According to Aslan’s latest Twitter diatribe:
After today there is no longer any room for nuance. The President is a white nationalist terror leader. His supporters – ALL OF THEM – are by definition white nationalist terror supporters. The MAGA hat is a KKK hood. And this evil, racist scourge must be eradicated from society.
There’s a lot of falsehood there to unpack in such a short statement. In fact, reading through Aslan’s Twitter feed you find a lot of that. The radical left knows that it can’t win on facts and reason, so it resorts to name-calling, straw men, and other fallacious means of attempting to sway public opinion. And the leftists are getting angrier and angrier, particularly when others call them out on their advocacy of violence and their inability to use logic and reason.

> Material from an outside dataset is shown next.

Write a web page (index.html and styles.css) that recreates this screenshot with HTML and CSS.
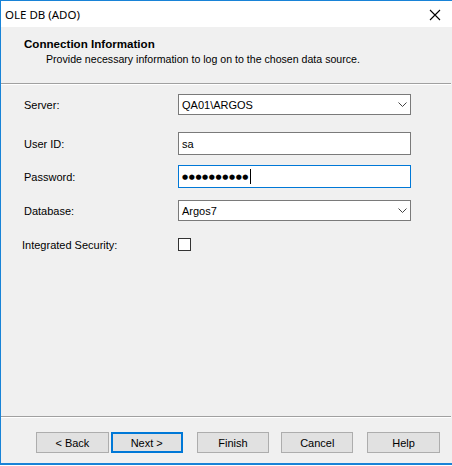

What’s perhaps most disconcerting about Aslan’s tweet is that, even though he clearly is inciting violence against Trump supporters, Twitter deemed his tweet not to be in violation of the site’s terms of service. Compare that to Candace Owens, whose Twitter account was suspended after she copied racist tweets of New York Times writer Sarah Jeong but replaced “white” with “black” and “Jewish.” Jeong’s tweets were never censored and her account was never suspended, but Owens’ was. Want to take bets as to how quickly a conservative copying Reza Aslan’s tweets but replacing “white” with “black” would get shut down?
The bias against conservatives in public life is pretty clear, with leftists issuing incitements to violence all the time while conservatives are increasingly being muzzled. That’s not a recipe for cooperation, and unless this trend reverses itself it could end very badly indeed.